A leading travel industry strategist who has made a forensic analysis of the UK’s “red list” policy is calling for ministers to change the rules.
At present 63 countries, including Turkey, Brazil and South Africa, are on the highest risk register. The government says high Covid rates, the presence of “variants of concern” and lack of genomic surveillance capability are the factors that lead to red listing – for which arrivals must pay £2,285 for 11 nights in hotel quarantine.
But Robert Boyle, former director of strategy for the airline group IAG, says he can see no justification for “locking people up in hotels at great expense”.
The harshest measures used by Germany – which has barely a quarter of the cases of the UK – are equivalent to the “amber list,” though with fewer tests.
Currently, Germany does not apply its toughest restrictions to any country.
“Germany has acknowledged that there aren’t any variants out there that are worse than the Delta variant,” writes Mr Boyle.

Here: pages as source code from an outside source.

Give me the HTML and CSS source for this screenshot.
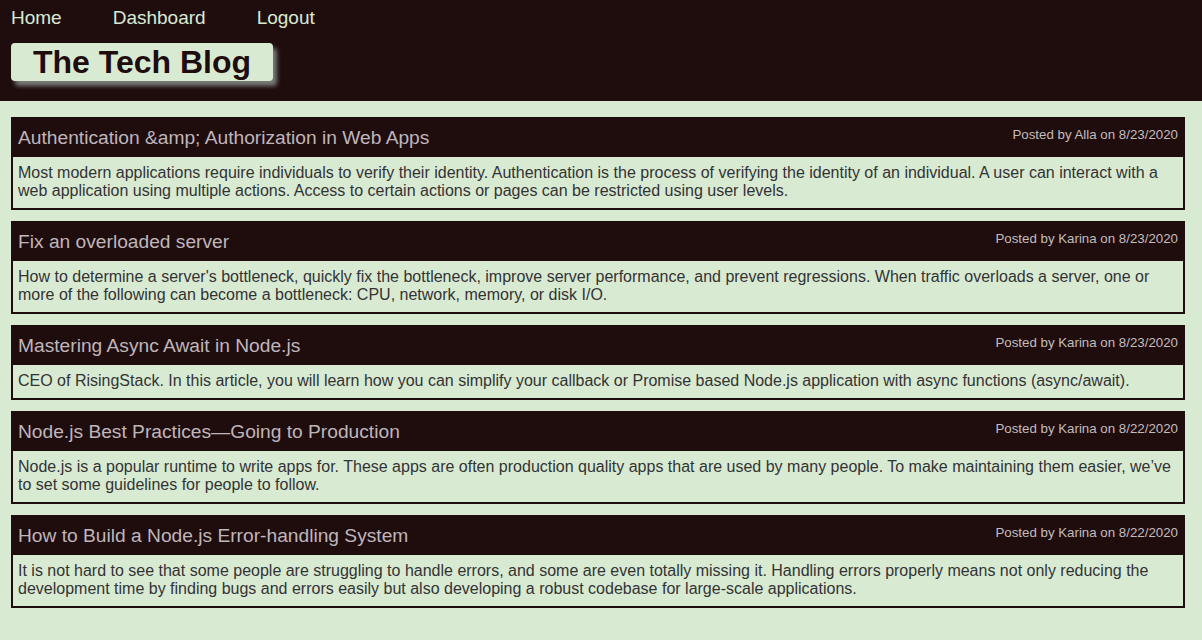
FILE: index.html
```html
<!DOCTYPE html>
<html lang="en">
<head>
<meta charset="utf-8">
<title>The Tech Blog</title>
<link rel="stylesheet" href="styles.css">
</head>
<body>
<header class="site-header">
  <nav class="nav">
    <a class="nav-link" href="#">Home</a>
    <a class="nav-link" href="#">Dashboard</a>
    <a class="nav-link" href="#">Logout</a>
  </nav>
  <h1 class="brand">The Tech Blog</h1>
</header>
<main class="posts">
  <article class="post">
    <div class="post-head">
      <h2 class="post-title">Authentication &amp;amp; Authorization in Web Apps</h2>
      <span class="post-meta">Posted by Alla on 8/23/2020</span>
    </div>
    <p class="post-body">Most modern applications require individuals to verify their identity. Authentication is the process of verifying the identity of an individual. A user can interact with a web application using multiple actions. Access to certain actions or pages can be restricted using user levels.</p>
  </article>
  <article class="post">
    <div class="post-head">
      <h2 class="post-title">Fix an overloaded server</h2>
      <span class="post-meta">Posted by Karina on 8/23/2020</span>
    </div>
    <p class="post-body">How to determine a server's bottleneck, quickly fix the bottleneck, improve server performance, and prevent regressions. When traffic overloads a server, one or more of the following can become a bottleneck: CPU, network, memory, or disk I/O.</p>
  </article>
  <article class="post">
    <div class="post-head">
      <h2 class="post-title">Mastering Async Await in Node.js</h2>
      <span class="post-meta">Posted by Karina on 8/23/2020</span>
    </div>
    <p class="post-body">CEO of RisingStack. In this article, you will learn how you can simplify your callback or Promise based Node.js application with async functions (async/await).</p>
  </article>
  <article class="post">
    <div class="post-head">
      <h2 class="post-title">Node.js Best Practices—Going to Production</h2>
      <span class="post-meta">Posted by Karina on 8/22/2020</span>
    </div>
    <p class="post-body">Node.js is a popular runtime to write apps for. These apps are often production quality apps that are used by many people. To make maintaining them easier, we’ve to set some guidelines for people to follow.</p>
  </article>
  <article class="post">
    <div class="post-head">
      <h2 class="post-title">How to Build a Node.js Error-handling System</h2>
      <span class="post-meta">Posted by Karina on 8/22/2020</span>
    </div>
    <p class="post-body">It is not hard to see that some people are struggling to handle errors, and some are even totally missing it. Handling errors properly means not only reducing the development time by finding bugs and errors easily but also developing a robust codebase for large-scale applications.</p>
  </article>
</main>
</body>
</html>
```
FILE: styles.css
```css
* { box-sizing: border-box; }

html, body {
  margin: 0;
  padding: 0;
}

body {
  background: #d9ead3;
  font-family: "Liberation Sans", Arial, sans-serif;
  color: #333;
  min-height: 640px;
}

.site-header {
  background: #1f0d0d;
  height: 101px;
  padding: 7px 11px 0;
}

.nav {
  display: flex;
  gap: 51px;
}

.nav-link {
  color: #d9ead3;
  text-decoration: none;
  font-size: 19px;
  line-height: 22px;
}

.brand {
  display: inline-block;
  margin: 14px 0 0;
  background: #d9ead3;
  color: #1f0d0d;
  font-size: 32px;
  font-weight: bold;
  line-height: 38px;
  height: 38px;
  padding: 0 22px 0 22px;
  border-radius: 4px;
  box-shadow: 4px 5px 4px #7a7a7a;
}

.posts {
  padding: 16px 17px 0 11px;
  display: flex;
  flex-direction: column;
  gap: 11px;
}

.post {
  border: 2px solid #1f0d0d;
}

.post-head {
  background: #1f0d0d;
  display: flex;
  justify-content: space-between;
  align-items: flex-start;
  padding: 8px 5px 8px 5px;
}

.post-title {
  margin: 0;
  font-size: 19.2px;
  font-weight: normal;
  line-height: 22px;
  color: #bfb6bc;
}

.post-meta {
  font-size: 13.3px;
  line-height: 15px;
  color: #c4bcbc;
  margin-top: 0;
}

.post-body {
  margin: 0;
  padding: 7px 5px 8px 5px;
  font-size: 16px;
  line-height: 18px;
  color: #333;
}
```
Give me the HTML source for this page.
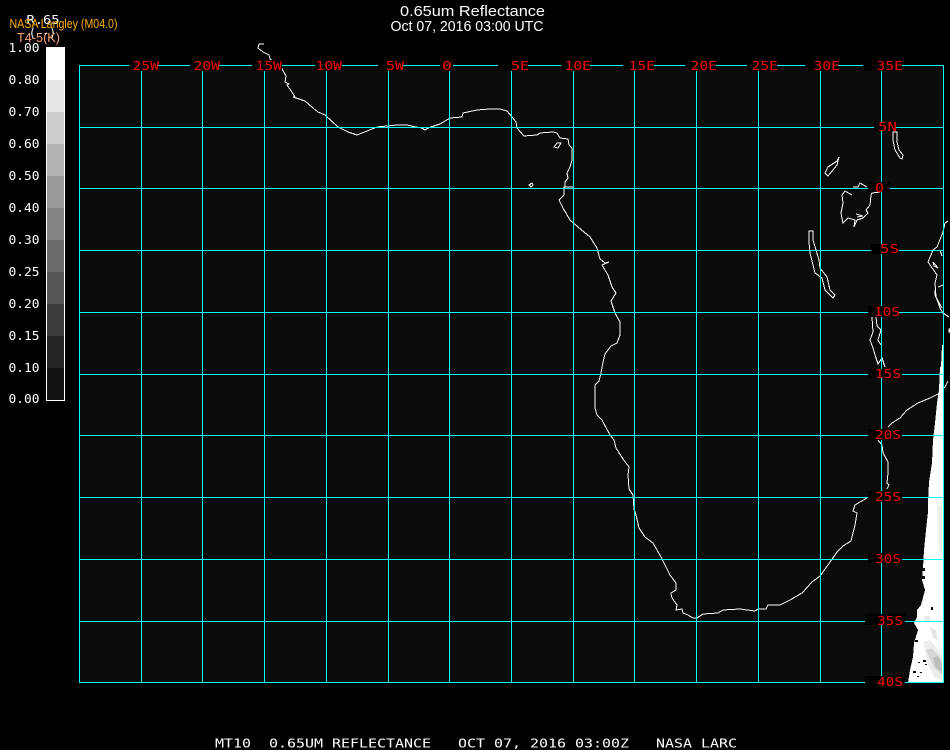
<!DOCTYPE html>
<html><head><meta charset="utf-8"><title>0.65um Reflectance</title>
<style>
html,body{margin:0;padding:0;background:#000;width:950px;height:750px;overflow:hidden}
svg{display:block;position:absolute;left:0;top:0}
.m{font-family:"DejaVu Sans Mono","Liberation Mono",monospace;font-size:12px;white-space:pre}
.r text{fill:#ff0000}
.w text{fill:#ffffff}
.s{font-family:"Liberation Sans",sans-serif}
</style></head><body>
<svg width="950" height="750" viewBox="0 0 950 750" xmlns="http://www.w3.org/2000/svg">
<rect width="950" height="750" fill="#000"/>
<!-- colour bar -->
<g shape-rendering="crispEdges">
<rect x="46" y="47" width="19" height="354" fill="#fff"/>
<rect x="47" y="47" width="17" height="33" fill="#fff"/>
<rect x="47" y="80" width="17" height="32" fill="#e6e6e6"/>
<rect x="47" y="112" width="17" height="32" fill="#cccccc"/>
<rect x="47" y="144" width="17" height="32" fill="#b2b2b2"/>
<rect x="47" y="176" width="17" height="32" fill="#999999"/>
<rect x="47" y="208" width="17" height="32" fill="#858585"/>
<rect x="47" y="240" width="17" height="32" fill="#6b6b6b"/>
<rect x="47" y="272" width="17" height="32" fill="#555555"/>
<rect x="47" y="304" width="17" height="32" fill="#3c3c3c"/>
<rect x="47" y="336" width="17" height="32" fill="#242424"/>
<rect x="47" y="368" width="17" height="32" fill="#111111"/>
<!-- map background -->
<rect x="80" y="66" width="863" height="617" fill="#0b0b0b"/>
<!-- satellite data -->
<polygon fill="#fff" points="943,345 942,345 941,367 940,367 939,390 937,403 935,423 933,440 932,463 929,482 928,503 928,512 926,530 924,550 923,568 922,580 925,590 921,605 917,610 917,617 914,623 918,630 914,643 913,657 910,670 908,683 943,683"/>
<polygon fill="#eeeeee" points="937,505 942,505 942,555 939,552 938,530"/>
<polygon fill="#e6e6e6" points="930,627 936,630 938,640 933,638"/>
<polygon fill="#ececec" points="923,642 930,640 942,655 942,680 935,678 928,665"/>
<polygon fill="#d6d6d6" points="926,650 932,648 942,660 942,675 934,668"/>
<polygon fill="#bcbcbc" points="933,658 938,656 942,664 942,672 936,668"/>
<polygon fill="#e8e8e8" points="924,616 930,616 930,622 925,621"/>
<g fill="#0b0b0b">
<rect x="931" y="607" width="2" height="3"/><rect x="923" y="660" width="3" height="2"/><rect x="918" y="662" width="2" height="1"/>
<rect x="925" y="664" width="2" height="1"/><rect x="913" y="671" width="3" height="2"/><rect x="920" y="672" width="2" height="1"/>
<rect x="915" y="640" width="3" height="2"/><rect x="922" y="576" width="3" height="3"/><rect x="921" y="568" width="4" height="3"/>
<rect x="917" y="676" width="2" height="1"/><rect x="912" y="634" width="4" height="2"/>
</g>
<!-- coastlines -->
<g fill="none" stroke="#fff" stroke-width="1">
<polyline points="264,44 259,44 258,48 263,52 269,55 270,59 281,67 286,76 285,82 289,84 287,85 292,92 295,97 293,97 305,101 313,108 318,112 325,115 338,127 348,132 357,135 367,131 377,127 387,126 397,125 407,125 416,127 422,128 425,130 428,128 440,124 450,118 462,117 463,113 477,110 490,109 500,109 507,111 512,117 516,122 517,128 524,136 537,135 540,133 553,132 557,133 560,138 568,139 569,145 572,148 572,160 570,167 567,173 568,178 565,182 565,187 573,187 564,187 564,195 559,200 563,208 570,220 578,227 590,237 597,248 598,252 600,259 605,263 609,262 602,265 608,275 612,287 616,293 611,301 615,313 620,322 620,335 617,343 611,346 605,354 603,362 601,373 599,381 595,385 595,408 597,415 602,420 603,422 610,435 614,440 616,448 623,459 629,467 628,475 629,489 633,495 634,509 636,515 639,528 645,537 653,543 661,557 670,575 676,583 676,590 671,593 672,598 677,605 676,610 682,609 683,613 688,615 693,618 697,618 703,614 718,613 723,610 740,609 755,611 758,609 766,609 768,605 780,605 790,600 802,593 812,582 820,576 828,565 837,552 843,546 851,541 855,525 857,513 853,511 855,505 860,502 867,498"/>
<polygon points="557,143 561,143 558,148 554,147"/>
<polygon points="532,183 533,185 531,187 529,185"/>
<polygon points="893,132 897,132 897,142 899,150 903,155 902,159 900,158 895,150 893,140"/>
<polygon points="839,157 837,165 828,176 825,173 828,167 837,161"/>
<polyline points="853,187 858,187 860,183 867,187"/>
<polyline points="880,192 872,193 871,195 870,205 866,210 868,213 863,218 857,220 854,227 855,220 848,218 843,223 841,213 843,203 842,195 845,191 852,195"/>
<polyline points="856,214 863,216 857,217"/>
<polygon points="809,231 813,231 813,240 816,250 819,260 820,268 827,277 830,290 835,295 833,298 825,290 822,278 815,273 813,265 810,253 809,242"/>
<polyline points="948,221 945,223 943,232 937,247 933,250 928,262 937,275 935,283 936,297 942,308"/>
<polyline points="933,262 938,268 934,266 933,262"/>
<polyline points="943,285 938,287"/>
<polyline points="940,250 942,256"/>
<polyline points="869,307 872,317 873,332 870,340 873,348 876,358 878,364 882,358 885,367"/>
<polyline points="876,317 877,326 881,330 878,340 881,345"/>
<polyline points="935,290 935,295 938,302 940,308 943,313 949,317"/>
<rect x="949" y="329" width="1" height="3"/>
<polyline points="948,381 945,387 938,394 930,398 918,403 907,410 900,418 892,423 888,427"/>
<polyline points="877,439 882,445 883,453 888,462 888,473 887,483 889,485 887,489"/>
</g>
<!-- grid -->
<g fill="#00ffff">
<rect x="79" y="65" width="865" height="1"/>
<rect x="79" y="127" width="865" height="1"/>
<rect x="79" y="188" width="865" height="1"/>
<rect x="79" y="250" width="865" height="1"/>
<rect x="79" y="312" width="865" height="1"/>
<rect x="79" y="374" width="865" height="1"/>
<rect x="79" y="435" width="865" height="1"/>
<rect x="79" y="497" width="865" height="1"/>
<rect x="79" y="559" width="865" height="1"/>
<rect x="79" y="621" width="865" height="1"/>
<rect x="79" y="682" width="865" height="1"/>
<rect x="79" y="65" width="1" height="618"/>
<rect x="141" y="65" width="1" height="618"/>
<rect x="202" y="65" width="1" height="618"/>
<rect x="264" y="65" width="1" height="618"/>
<rect x="326" y="65" width="1" height="618"/>
<rect x="388" y="65" width="1" height="618"/>
<rect x="449" y="65" width="1" height="618"/>
<rect x="511" y="65" width="1" height="618"/>
<rect x="573" y="65" width="1" height="618"/>
<rect x="634" y="65" width="1" height="618"/>
<rect x="696" y="65" width="1" height="618"/>
<rect x="758" y="65" width="1" height="618"/>
<rect x="820" y="65" width="1" height="618"/>
<rect x="881" y="65" width="1" height="618"/>
<rect x="943" y="65" width="1" height="618"/>
</g>
<!-- label boxes -->
<g fill="#000">
<rect x="129" y="60" width="29" height="11"/>
<rect x="190" y="60" width="29" height="11"/>
<rect x="252" y="60" width="30" height="11"/>
<rect x="315" y="60" width="27" height="11"/>
<rect x="378" y="60" width="25" height="11"/>
<rect x="440" y="60" width="13" height="11"/>
<rect x="498" y="60" width="30" height="11"/>
<rect x="561" y="60" width="29" height="11"/>
<rect x="623" y="60" width="31" height="11"/>
<rect x="685" y="60" width="31" height="11"/>
<rect x="747" y="60" width="30" height="11"/>
<rect x="805" y="60" width="33" height="11"/>
<rect x="863" y="60" width="39" height="11"/>
<rect x="874" y="122" width="22" height="9"/>
<rect x="868" y="182" width="22" height="10"/>
<rect x="871" y="244" width="28" height="10"/>
<rect x="868" y="306" width="31" height="11"/>
<rect x="868" y="369" width="34" height="9"/>
<rect x="868" y="429" width="34" height="11"/>
<rect x="868" y="491" width="34" height="11"/>
<rect x="868" y="553" width="34" height="10"/>
<rect x="865" y="614" width="40" height="11"/>
<rect x="865" y="676" width="40" height="7"/>
</g>
</g>
<!-- red labels -->
<g class="m r">
<text x="132.5" y="70" textLength="26.5" lengthAdjust="spacingAndGlyphs">25W</text>
<text x="193.5" y="70" textLength="26.5" lengthAdjust="spacingAndGlyphs">20W</text>
<text x="255.5" y="70" textLength="26.5" lengthAdjust="spacingAndGlyphs">15W</text>
<text x="315.5" y="70" textLength="26.5" lengthAdjust="spacingAndGlyphs">10W</text>
<text x="386" y="70" textLength="18" lengthAdjust="spacingAndGlyphs">5W</text>
<text x="442" y="70" textLength="10" lengthAdjust="spacingAndGlyphs">0</text>
<text x="511" y="70" textLength="18" lengthAdjust="spacingAndGlyphs">5E</text>
<text x="564.5" y="70" textLength="26.5" lengthAdjust="spacingAndGlyphs">10E</text>
<text x="628.5" y="70" textLength="26.5" lengthAdjust="spacingAndGlyphs">15E</text>
<text x="690.5" y="70" textLength="26.5" lengthAdjust="spacingAndGlyphs">20E</text>
<text x="751.5" y="70" textLength="26.5" lengthAdjust="spacingAndGlyphs">25E</text>
<text x="813.5" y="70" textLength="26.5" lengthAdjust="spacingAndGlyphs">30E</text>
<text x="876.5" y="70" textLength="26.5" lengthAdjust="spacingAndGlyphs">35E</text>
<text x="878" y="131" textLength="19" lengthAdjust="spacingAndGlyphs">5N</text>
<text x="875" y="192" textLength="9" lengthAdjust="spacingAndGlyphs">0</text>
<text x="880" y="253" textLength="19" lengthAdjust="spacingAndGlyphs">5S</text>
<text x="874" y="316" textLength="26" lengthAdjust="spacingAndGlyphs">10S</text>
<text x="875" y="378" textLength="26" lengthAdjust="spacingAndGlyphs">15S</text>
<text x="875" y="439" textLength="26" lengthAdjust="spacingAndGlyphs">20S</text>
<text x="875" y="501" textLength="26" lengthAdjust="spacingAndGlyphs">25S</text>
<text x="875" y="563" textLength="26" lengthAdjust="spacingAndGlyphs">30S</text>
<text x="877" y="625" textLength="26" lengthAdjust="spacingAndGlyphs">35S</text>
<text x="877" y="686" textLength="26" lengthAdjust="spacingAndGlyphs">40S</text>
</g>
<!-- colour bar labels -->
<g class="m w">
<text x="26.5" y="24" textLength="33" lengthAdjust="spacingAndGlyphs">R.65</text>
<text x="29" y="37" textLength="27" lengthAdjust="spacingAndGlyphs">(--)</text>
<text x="8.5" y="52" textLength="31" lengthAdjust="spacingAndGlyphs">1.00</text>
<text x="8.5" y="84" textLength="31" lengthAdjust="spacingAndGlyphs">0.80</text>
<text x="8.5" y="116" textLength="31" lengthAdjust="spacingAndGlyphs">0.70</text>
<text x="8.5" y="148" textLength="31" lengthAdjust="spacingAndGlyphs">0.60</text>
<text x="8.5" y="180" textLength="31" lengthAdjust="spacingAndGlyphs">0.50</text>
<text x="8.5" y="212" textLength="31" lengthAdjust="spacingAndGlyphs">0.40</text>
<text x="8.5" y="244" textLength="31" lengthAdjust="spacingAndGlyphs">0.30</text>
<text x="8.5" y="276" textLength="31" lengthAdjust="spacingAndGlyphs">0.25</text>
<text x="8.5" y="308" textLength="31" lengthAdjust="spacingAndGlyphs">0.20</text>
<text x="8.5" y="340" textLength="31" lengthAdjust="spacingAndGlyphs">0.15</text>
<text x="8.5" y="372" textLength="31" lengthAdjust="spacingAndGlyphs">0.10</text>
<text x="8.5" y="403" textLength="31" lengthAdjust="spacingAndGlyphs">0.00</text>
<text x="215" y="747.5" textLength="522" lengthAdjust="spacingAndGlyphs" xml:space="preserve">MT10  0.65UM REFLECTANCE   OCT 07, 2016 03:00Z   NASA LARC</text>
</g>
<!-- titles -->
<text class="s" x="400" y="16" font-size="15" fill="#fff" textLength="145" lengthAdjust="spacingAndGlyphs">0.65um Reflectance</text>
<text class="s" x="390.5" y="31" font-size="14.5" fill="#fff" textLength="153" lengthAdjust="spacingAndGlyphs">Oct 07, 2016 03:00 UTC</text>
<text class="s" x="9.5" y="28" font-size="12.5" fill="#ffb000" textLength="108" lengthAdjust="spacingAndGlyphs">NASA Langley (M04.0)</text>
<text class="s" x="17" y="42" font-size="12.5" fill="#ffa57a" textLength="43" lengthAdjust="spacingAndGlyphs">T4-5(K)</text>
</svg>
</body></html>
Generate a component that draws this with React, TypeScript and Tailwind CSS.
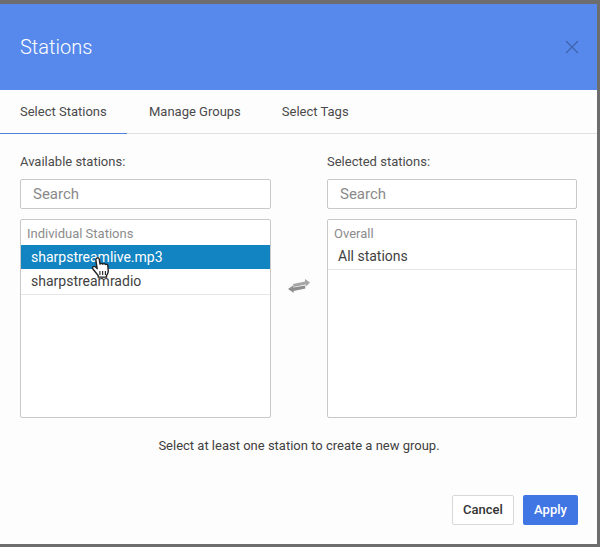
import { X } from "lucide-react";

const tabs = ["Select Stations", "Manage Groups", "Select Tags"];

function HandCursor() {
  return (
    <svg
      className="absolute left-[69px] top-[36px]"
      width="22"
      height="24"
      viewBox="0 0 20 24"
      preserveAspectRatio="none"
    >
      <path
        d="M6 2.200c1-.8 2.200-.3 2.400.9l.7 5c.5-.9 2-.9 2.500.1.6-.8 2-.7 2.400.3.8-.5 2-.1 2.200 1l.4 5.500c.1 2-.8 3.400-1.600 4.600v1.600H7.500v-1.500L3 13.500c-.8-1-1-2.200-.2-2.800.8-.6 1.800-.2 2.600.7l1.100 1.300L5.300 4.200c-.1-.8.100-1.500.7-2z"
        fill="#fff"
        stroke="#222"
        strokeWidth="1.300"
        strokeLinejoin="round"
      />
      <path d="M9 15v4M11.500 15v4M14 15v4" stroke="#222" strokeWidth="1" />
    </svg>
  );
}

function SwapIcon() {
  return (
    <svg width="22" height="15" viewBox="0 0 22 15" className="shrink-0">
      <path d="M5 5 17 2.400V0l5 3.400-4 4.200-.4-2.200L5.500 8z" fill="#a6a6a6" />
      <path d="M0 10 5 6.400l.3 2L17 6.400l.5 3.200L5.600 12l.2 2z" fill="#8f8f8f" />
    </svg>
  );
}

function Column({
  label,
  heading,
  width,
  children,
}: {
  label: string;
  heading: string;
  width: string;
  children: React.ReactNode;
}) {
  return (
    <div className={`flex flex-col ${width}`}>
      <div className="h-[20px] text-[13px] leading-[20px] text-[#4a4a4a]">{label}</div>
      <div className="mt-[7px] flex h-[30px] items-center rounded-[2px] border border-[#c9c9c9] bg-white pl-[12px] text-[15px] text-[#8a8a8a]">
        Search
      </div>
      <div className="relative mt-[10px] h-[199px] rounded-[2px] border border-[#c9c9c9] bg-white">
        <div className="h-[25px] pl-[6px] pt-[5px] text-[13px] leading-[17px] text-[#8c8c8c]">
          {heading}
        </div>
        {children}
      </div>
    </div>
  );
}

function Row({ text, active }: { text: string; active?: boolean }) {
  return (
    <div
      className={
        active
          ? "h-[24px] bg-[#1284c2] pl-[10px] text-[14px] leading-[24px] text-white"
          : "h-[26px] border-b border-[#e6e6e6] pl-[10px] text-[14px] leading-[24px] text-[#3f3f3f]"
      }
    >
      {text}
    </div>
  );
}

export default function App() {
  return (
    <div className="h-[547px] w-[600px] overflow-hidden bg-[#6d6d6d] pr-[3px] pt-[4px] font-['Roboto',sans-serif]">
      <div className="flex h-[540px] flex-col bg-[#fefdfe]">
        <header className="flex h-[86px] items-center justify-between bg-[#5789ec] pl-[20px] pr-[14px]">
          <h1 className="text-[20px] font-light text-white">Stations</h1>
          <X size={22} strokeWidth={1.3} className="text-[#3f63ad]" />
        </header>

        <nav className="flex h-[44px] border-b border-[#e2e2e6]">
          {tabs.map((tab, i) => (
            <div
              key={tab}
              className={
                i === 0
                  ? "-mb-px flex w-[127px] items-center border-b border-[#4f80dc] pl-[20px] text-[13px] text-[#4a4a4a]"
                  : "flex items-center pl-[22px] pr-[19px] text-[13px] text-[#4a4a4a]"
              }
            >
              {tab}
            </div>
          ))}
        </nav>

        <div className="flex items-start justify-between px-[20px] pt-[18px]">
          <Column label="Available stations:" heading="Individual Stations" width="w-[251px]">
            <Row text="sharpstreamlive.mp3" active />
            <Row text="sharpstreamradio" />
            <HandCursor />
          </Column>
          <div className="mt-[127px]">
            <SwapIcon />
          </div>
          <Column label="Selected stations:" heading="Overall" width="w-[250px]">
            <div className="h-[25px] border-b border-[#e6e6e6] pl-[10px] text-[14px] leading-[23px] text-[#3f3f3f]">
              All stations
            </div>
          </Column>
        </div>

        <p className="mt-[18px] pl-[1px] text-center text-[13px] leading-[20px] text-[#404040]">
          Select at least one station to create a new group.
        </p>

        <footer className="mt-[39px] flex justify-end gap-[9px] pr-[19px]">
          <button className="h-[30px] w-[62px] rounded-[2px] border border-[#d8d8d8] bg-white text-[13px] font-medium text-[#333]">
            Cancel
          </button>
          <button className="h-[30px] w-[55px] rounded-[2px] bg-[#3f76e4] text-[13px] font-medium text-white">
            Apply
          </button>
        </footer>
      </div>
    </div>
  );
}
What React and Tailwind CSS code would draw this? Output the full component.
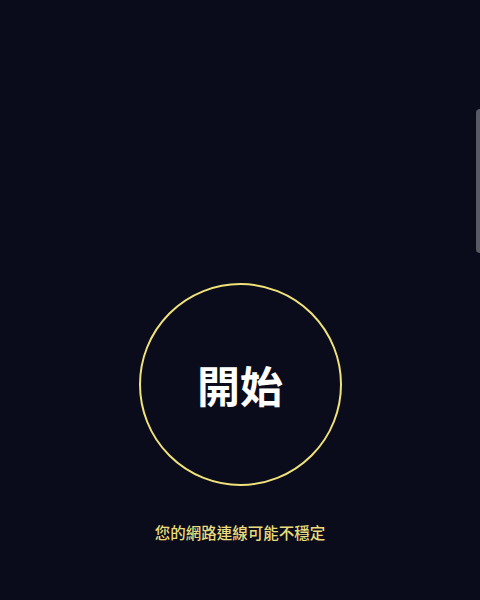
export default function App() {
  return (
    <div
      className="relative w-[480px] h-[600px] bg-[#0b0c1b] overflow-hidden flex flex-col items-center pt-[283px]"
      style={{ fontFamily: '"Noto Sans CJK TC", "Noto Sans", sans-serif' }}
    >
      <button className="w-[203px] h-[203px] rounded-full border-2 border-[#f0e27a] flex items-center justify-center bg-transparent">
        <span className="text-white text-[43px] font-bold leading-none tracking-[0px]">開始</span>
      </button>
      <p className="mt-[34px] text-[15.5px] font-medium leading-6 text-[#e9dc7c]">您的網路連線可能不穩定</p>
      <div className="absolute right-0 top-[109px] w-[4px] h-[144px] rounded-l-[4px] bg-[#5a5a66]" />
    </div>
  );
}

He notes that changes are made as necessary in Germany when an issue is flagged by medical experts, as opposed to the UK.
“Classifications [in the UK] are changed on an artificial three-weekly cycle, with risk assessments managed and mediated by politicians,” he says.
“If the red list was abolished completely and only amber and green were retained, the UK’s border controls would still be more restrictive than Germany’s are today.”
The analyst take particular issue with the UK’s focus on new variants.
“It could be the case that new variants do emerge which are more worrying than delta. But at the moment, there doesn’t seem to be anything out there that justifies locking people up in hotels at great expense. Especially as any such theoretical new variant could emerge anywhere in the world.
“Many of the biggest mutations occurred in a single immunocompromised individual fighting the virus over a long period.
“Maybe the red list made sense when it was established. But like many Covid policies that were put in place at the height of the crisis, it is looking increasingly like something that should now be dismantled.
“Let’s hope the politicians have the courage to look at the facts, ask themselves whether they really know better than every other country, and admit that it is time for a change of policy.”
The government has dismissed the criticism. A spokesperson for the Department for Transport said: “Our international travel policy is guided by one overwhelming priority – public health.
“We have always been guided by the science, and decisions on our traffic light system are kept under regular review and are informed by the latest risk assessment from the Joint Biosecurity Centre and wider public health factors.”
The next set of “traffic light” changes are due in the week of 13-17 September, probably taking effect early in the following week.